2I will make of you a great nation, and I will bless you, and make your name great, so that you will be a blessing.
(1) God is making a covenant with Abram. In ancient Near Eastern cultures, it was common for a conquering king to make covenants with conquered peoples or other kings. "I will provide you protection," they might say, "In return, you will provide me with tax monies, soldiers, agricultural goods."

Here, God is declaring Himself to be Abram's Deity. But notice that unlike the covenants of earthly kings, God provides blessings. He promises that Abram, who, along with is wife Sarai, is childless, will become "a great nation" and that he "will be a blessing," which, through Jesus he clearly is. God exacts no price from Abram. God's blessings are free gifts that cannot be earned. All Abram needs to do is trust in God and God's promises.

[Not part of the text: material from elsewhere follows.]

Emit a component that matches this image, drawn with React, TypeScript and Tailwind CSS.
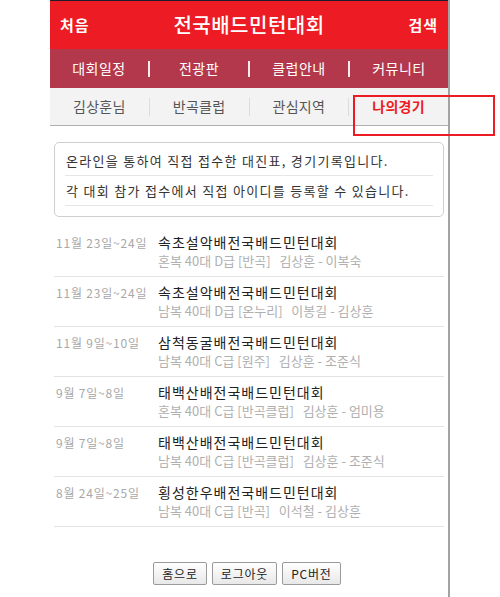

3I will bless those who bless you, and the one who curses you I will curse; and in you all the families of the earth shall be blessed.”
(1) The third segment of this verse seems to parallel the last promise of the preceding verse. Abraham is, above all, to be a blessing to others. The same is true of we Christians. In his first letter, the apostle Peter writes:
...you are a chosen race, a royal priesthood, a holy nation, God’s own people, in order that you may proclaim the mighty acts of him who called you out of darkness into his marvelous light. (1 Peter 2:9)
God saves us because He loves us. But He doesn't save us just for us. He also saves us so that we can throw out the lifeline--faith in Jesus Christ--to others.

4aSo Abram went, as the Lord had told him...
(1) It's difficult to imagine a simpler, more matter-of-fact way of describing what was a momentous move, momentous for Abram and his wife and momentous for the history of the world. Think of it; Salvation's story began when God told one man to go and that one man, along with his wife, trusted in God enough to move. Every great movement of God begins when one person trusts God when God beckons her or him to move out of their comfort zones.